In light of the above conclusions, we must address the validity of each of plaintiff's requests for relief. First, plaintiff seeks an injunction prohibiting the trustees and deacons from interfering with his pastorate over the church. If the jury finds that the January 11, 1976, vote was not an act of the church, then plaintiff is entitled to an injunction forbidding the defendants from interfering with his pastorate until and unless he is properly dismissed by a majority vote of the church membership.
Second, plaintiff seeks damages arising out of an alleged conspiracy against him by the deacons and trustees. If plaintiff can establish to the jury's satisfaction the existence of such a conspiracy, he is entitled to recover damages on this basis.

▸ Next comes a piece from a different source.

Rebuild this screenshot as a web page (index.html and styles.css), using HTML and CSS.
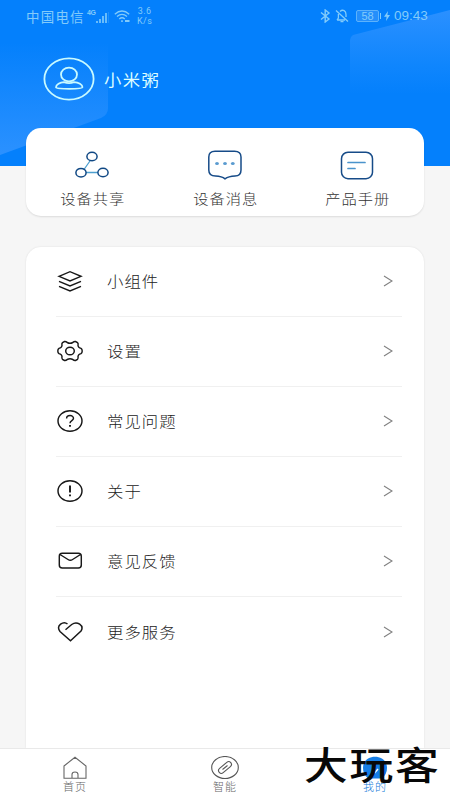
FILE: index.html
```html
<!DOCTYPE html>
<html lang="zh-CN">
<head>
<meta charset="utf-8">
<title>我的</title>
<link rel="stylesheet" href="styles.css">
</head>
<body>
<div class="app">
  <header class="header">
    <svg class="header-art" viewBox="0 0 450 166" aria-hidden="true">
      <defs>
        <linearGradient id="gl" x1="0" y1="0" x2="0" y2="1"><stop offset="0.1" stop-color="#0480fc"/><stop offset="1" stop-color="#2b91ff"/></linearGradient>
        <linearGradient id="gr" x1="0" y1="0" x2="0" y2="1"><stop offset="0" stop-color="#2b90ff"/><stop offset="0.38" stop-color="#1086fd"/><stop offset="0.6" stop-color="#0480fc"/></linearGradient>
      </defs>
      <path d="M0 30H108V108Q108 115 101 118L0 155Z" fill="url(#gl)"/>
      <path d="M350 40Q350 37 353 35L450 10V150H350Z" fill="url(#gr)"/>
    </svg>
    <div class="status">
      <span class="carrier">中国电信</span>
      <span class="net">4G</span>
      <svg class="signal" width="13" height="11" viewBox="0 0 13 11"><path d="M1 9v2M4 7v4M7 4v7M10 1v10" stroke="currentColor" stroke-width="1.6"/><path d="M12.6 0v11" stroke="currentColor" stroke-width=".5" opacity=".5"/></svg>
      <svg class="wifi" width="17" height="13" viewBox="0 0 17 13" fill="none" stroke="currentColor" stroke-width="1.3"><path d="M.8 4.2Q8-2.3 15.2 4.2M3 6.6Q8 2.2 13 6.6M5.3 9Q8 6.6 10.8 9"/><path d="M7.2 11.2h1.6M11 11h4.5" stroke-width="1.8"/></svg>
      <span class="speed">3.6<br>K/s</span>
      <svg class="bt" width="11" height="14" viewBox="0 0 11 14" fill="none" stroke="currentColor" stroke-width="1.4"><path d="M1 3.5L9 10L5.2 13V1L9 4L1 10.5"/></svg>
      <svg class="bell" width="14" height="14" viewBox="0 0 14 14" fill="none" stroke="currentColor" stroke-width="1.3"><path d="M1 1.5L13 12.5M2 11H10M3.4 5V9L2 11M5 2.5C8-.2 11 2 11 5.500V8M5.500 12.700H8.500"/></svg>
      <span class="battery">58</span>
      <svg class="bolt" width="6" height="10" viewBox="0 0 6 10"><path d="M4 0L0 5.7H2.6L2 10L6 4.1H3.4Z" fill="currentColor"/></svg>
      <span class="time">09:43</span>
    </div>
    <div class="profile">
      <svg width="52" height="44" viewBox="0 0 52 44" fill="none" stroke="#c8faff" stroke-width="1.8"><ellipse cx="26" cy="22" rx="24.6" ry="20.6"/><ellipse cx="26" cy="17.5" rx="8" ry="6.9"/><path d="M13 30.2C13 27.5 17 25.4 21 25.2Q26 27.2 31 25.2C35.500 25.400 39.500 27.500 39.500 30.200C39.500 32.300 13 32.300 13 30.200Z" stroke-linejoin="round"/></svg>
      <span class="name">小米粥</span>
    </div>
  </header>

  <nav class="shortcuts">
    <a class="shortcut">
      <svg width="36" height="32" viewBox="0 0 36 32" fill="none"><path d="M16.300 10.500L10 19.500M12 22.500H24" stroke="#4d9fcf" stroke-width="1.300"/><g stroke="#104884" stroke-width="1.500"><ellipse cx="18" cy="6.500" rx="5.100" ry="4.300"/><ellipse cx="7" cy="22.700" rx="5.100" ry="4.300"/><ellipse cx="29" cy="22.500" rx="5.100" ry="4.300"/></g></svg>
      <span>设备共享</span>
    </a>
    <a class="shortcut">
      <svg width="36" height="32" viewBox="0 0 36 32" fill="none"><path d="M8 1.200H27.500Q34 1.200 34 7V20Q34 26 28 26Q21.500 26.300 18 28.800Q15 26.300 8.500 26Q1.800 26 1.800 20V7Q1.800 1.200 8 1.200Z" stroke="#164b88" stroke-width="1.500"/><g fill="#5a9bd0"><ellipse cx="10" cy="13.500" rx="1.900" ry="1.600"/><ellipse cx="18" cy="13.500" rx="1.900" ry="1.600"/><ellipse cx="25.800" cy="13.500" rx="1.900" ry="1.600"/></g></svg>
      <span>设备消息</span>
    </a>
    <a class="shortcut">
      <svg width="36" height="32" viewBox="0 0 36 32" fill="none"><rect x="1.500" y="2.200" width="31" height="26.500" rx="6.500" stroke="#164b88" stroke-width="1.500"/><path d="M8 12.500H25M8 18.500H15" stroke="#4a93cc" stroke-width="1.700" stroke-linecap="round"/></svg>
      <span>产品手册</span>
    </a>
  </nav>

  <main class="menu">
    <a class="row">
      <svg class="icon" viewBox="0 0 26 24"><path d="M2 7.300L13 2.700L24 7.300L13 12Z"/><path d="M2 12.400L13 17L24 12.400M2 17.400L13 22L24 17.400"/></svg>
      <span class="label">小组件</span>
      <svg class="chev" viewBox="0 0 10 12"><path d="M1 1L9 6L1 11"/></svg>
    </a>
    <a class="row">
      <svg class="icon" viewBox="0 0 26 24"><path d="M5.500 3.600L7.500 2.500Q9 2.300 10.200 3.500Q13 5 15.800 3.500Q17 2.300 18.500 2.500L20.500 3.600Q21.500 4.500 21 6.500Q21.300 8.800 24 9.400Q25.200 10.200 25.200 12Q25.200 13.800 24 14.600Q21.300 15.200 21 17.500Q21.500 19.500 20.500 20.400L18.500 21.500Q17 21.700 15.800 20.500Q13 19 10.200 20.500Q9 21.700 7.500 21.500L5.500 20.400Q4.500 19.500 5 17.500Q4.700 15.200 2 14.600Q.8 13.800 .8 12Q.8 10.200 2 9.400Q4.700 8.800 5 6.500Q4.500 4.500 5.500 3.600Z"/><ellipse cx="13" cy="12" rx="4.300" ry="3.800"/></svg>
      <span class="label">设置</span>
      <svg class="chev" viewBox="0 0 10 12"><path d="M1 1L9 6L1 11"/></svg>
    </a>
    <a class="row">
      <svg class="icon" viewBox="0 0 26 24"><ellipse cx="13" cy="12" rx="12" ry="10.200"/><path d="M9.600 9.500C9.600 5.600 16.500 5.700 16.500 9.300C16.500 11.600 13 11.600 13 14.300"/><path d="M13 16V17.700" stroke-width="1.900"/></svg>
      <span class="label">常见问题</span>
      <svg class="chev" viewBox="0 0 10 12"><path d="M1 1L9 6L1 11"/></svg>
    </a>
    <a class="row">
      <svg class="icon" viewBox="0 0 26 24"><ellipse cx="13" cy="12" rx="12" ry="10.200"/><path d="M13 6.500V13.500M13 15.500V17.300" stroke-width="1.900"/></svg>
      <span class="label">关于</span>
      <svg class="chev" viewBox="0 0 10 12"><path d="M1 1L9 6L1 11"/></svg>
    </a>
    <a class="row">
      <svg class="icon" viewBox="0 0 26 24"><rect x="2.300" y="4.300" width="22" height="14.700" rx="3"/><path d="M3 5.500L11 10.500Q13.300 12 15.600 10.500L23.500 5.500"/></svg>
      <span class="label">意见反馈</span>
      <svg class="chev" viewBox="0 0 10 12"><path d="M1 1L9 6L1 11"/></svg>
    </a>
    <a class="row">
      <svg class="icon" viewBox="0 0 26 24"><path d="M8.500 9.700L14.700 4.500C20 .5 27.500 5.500 24 11L13.500 20.800L3 11.500C-1.500 5.500 6.500 .5 10.500 4"/></svg>
      <span class="label">更多服务</span>
      <svg class="chev" viewBox="0 0 10 12"><path d="M1 1L9 6L1 11"/></svg>
    </a>
  </main>

  <footer class="tabs">
    <a class="tab">
      <svg width="28" height="24" viewBox="0 0 28 24" fill="none" stroke="#666" stroke-width="1.100"><path d="M3 10L14 1.200L25 10V22.300H3ZM11 22V18.500Q11 16 14 16T17 18.500V22"/></svg>
      <span>首页</span>
    </a>
    <a class="tab">
      <svg width="28" height="24" viewBox="0 0 28 24" fill="none" stroke="#555" stroke-width="1.100"><ellipse cx="14" cy="11.500" rx="13.300" ry="11"/><rect x="6.500" y="8.700" width="15" height="5.600" rx="2.800" transform="rotate(-40 14 11.500)"/><path d="M11.500 13.500L16.500 9.500"/></svg>
      <span>智能</span>
    </a>
    <a class="tab active">
      <svg width="28" height="24" viewBox="0 0 28 24"><path d="M2 12C2-3 26-3 26 12Q26 18 21 22.500H7Q2 18 2 12Z" fill="#167ee6"/><path d="M12 15L14 16.500L17 13" fill="none" stroke="#fff" stroke-width="1.500"/></svg>
      <span>我的</span>
    </a>
    <div class="brand">大玩客</div>
  </footer>
</div>
</body>
</html>
```

FILE: styles.css
```css
* { box-sizing: border-box; }

body {
  margin: 0;
  background: #f6f6f6;
  font-family: "Noto Sans CJK SC", sans-serif;
}

.app {
  display: flex;
  flex-direction: column;
  width: 450px;
  height: 800px;
  overflow: hidden;
}

.header {
  position: relative;
  flex: none;
  height: 166px;
  background: #0480fc;
}

.header-art {
  position: absolute;
  inset: 0;
  width: 100%;
  height: 100%;
}

.status {
  position: relative;
  display: flex;
  align-items: center;
  height: 32px;
  padding: 0 21px 0 26px;
  color: #83cbfa;
  white-space: nowrap;
}

.status svg { flex: none; }

.carrier {
  width: 60px;
  font-size: 13.5px;
  letter-spacing: 1.2px;
}

.net {
  width: 9px;
  margin: -8px 0 0 1px;
  font: bold 7px "Liberation Sans", sans-serif;
  letter-spacing: -0.5px;
}

.signal { margin-top: 2px; }
.wifi { margin-left: 5px; }

.speed {
  margin-left: 6px;
  font: 9px/10px Roboto, sans-serif;
  letter-spacing: 0.4px;
  text-align: center;
}

.bt { margin-left: auto; }
.bell { margin-left: 4px; }

.battery {
  position: relative;
  width: 23px;
  height: 12px;
  margin-left: 7px;
  border: 1px solid #5db2fb;
  border-radius: 2px;
  background: #258ffb;
  font: 11px/10px "Liberation Sans", sans-serif;
  text-align: center;
}

.battery::after {
  content: "";
  position: absolute;
  top: 2px;
  right: -3px;
  width: 1.5px;
  height: 6px;
  background: #83cbfa;
}

.bolt { margin-left: 5px; }

.time {
  width: 35px;
  margin-left: 4px;
  font: 13.5px/16px "Liberation Sans", sans-serif;
}

.profile {
  position: relative;
  display: flex;
  align-items: center;
  gap: 9px;
  height: 44px;
  margin: 25px 0 0 43px;
}

.name {
  padding-bottom: 1px;
  color: #dcfcff;
  font-size: 15.5px;
  font-weight: 400;
  letter-spacing: 1.2px;
  transform: scaleX(1.12);
  transform-origin: left;
}

.shortcuts {
  position: relative;
  display: grid;
  grid-template-columns: repeat(3, 1fr);
  flex: none;
  height: 88px;
  margin: -38px 26px 0;
  padding-top: 22px;
  border-radius: 15px;
  background: #fff;
  box-shadow: 0 1px 2px #0000001c;
}

.shortcut {
  display: flex;
  flex-direction: column;
  align-items: center;
  gap: 5px;
  color: #333;
  font-size: 13.5px;
  font-weight: 300;
  line-height: 22px;
  letter-spacing: 0.9px;
}

.shortcut span {
  margin-left: 1px;
  transform: scaleX(1.13);
}

.menu {
  flex: 1;
  min-height: 0;
  margin: 31px 26px 0;
  border-radius: 15px 15px 0 0;
  background: #fff;
  box-shadow: 0 0 2px #0000001c;
}

.row {
  display: flex;
  align-items: center;
  height: 70.1px;
  margin: 0 22px 0 30px;
  padding-bottom: 2px;
  border-bottom: 1px solid #f0f0f0;
}

.row:last-child { border-bottom: 0; }

.icon {
  width: 26px;
  height: 24px;
  margin-left: 1px;
  fill: none;
  stroke: #181818;
  stroke-width: 1.45;
}

.label {
  flex: none;
  margin: 0 auto 0 24px;
  color: #222;
  font-size: 14.5px;
  font-weight: 300;
  letter-spacing: 0.9px;
  transform: scaleX(1.13);
  transform-origin: left;
}

.chev {
  width: 10px;
  height: 12px;
  margin-right: 9px;
  fill: none;
  stroke: #808080;
  stroke-width: 1.1;
}

.tabs {
  position: relative;
  display: grid;
  grid-template-columns: repeat(3, 1fr);
  flex: none;
  height: 52px;
  padding-top: 7px;
  border-top: 1px solid #e9e9e9;
  background: #fff;
}

.tab {
  display: flex;
  flex-direction: column;
  align-items: center;
  color: #666;
  font-size: 11px;
  font-weight: 300;
  line-height: 12px;
  letter-spacing: 1px;
}

.active { color: #1479d8; }

.brand {
  position: absolute;
  left: 304px;
  top: -7px;
  color: #080808;
  font-size: 38px;
  font-weight: 500;
  line-height: 42px;
  letter-spacing: 1.6px;
  white-space: nowrap;
  transform: scaleX(1.15);
  transform-origin: left;
}
```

Third, plaintiff seeks an accounting by the trustees of the church funds. We wish to express no opinion on the validity of this claim; on remand, the trial court may consider the merits of this claim in light of our previous conclusions.
Fourth, plaintiff seeks a declaration that he and his followers represent the true body of the church and are therefore entitled to the church property. Plaintiff is not suing on behalf of his followers; the "minority faction" is not a party to this case. Hence, plaintiff is not entitled to such a declaration. See Colin v Iancu, 82 Mich. App. 521; 267 N.W.2d 438 (1978).
Fifth, plaintiff seeks damages against the owners and employees of the guard service for assault and battery and negligent infliction of injury. Since plaintiff was still pastor of the church on December 28, 1975, he was not a trespasser when he was forcibly removed by the guard service. Moreover, contrary to the trial court's conclusion, plaintiff's testimony constituted sufficient evidence for a jury reasonably to conclude that plaintiff sustained injury in the process of ejection from the church. Manifestly, plaintiff has presented sufficient evidence to warrant a determination of his claims against the owners and employees of the guard service by the factfinder.
The trial court, concluding that plaintiff had been a trespasser on December 28, 1975, ruled that, as a matter of law, the guard service had not employed unreasonable force in ejecting him from the church. We must disagree. Clearly, a jury would be entitled to conclude that it was not reasonable to throw plaintiff down the steps of his church.
We wish to emphasize, once again, that a controversy involving a church is not immune from judicial review unless adjudication of the controversy would require an assessment of the propriety of an action by the church. We have heard Pastor Vincent's prayers for relief, and believe that he is entitled to present his case to a jury.
Reversed and remanded for further proceedings consistent with this opinion. Appellant may tax costs.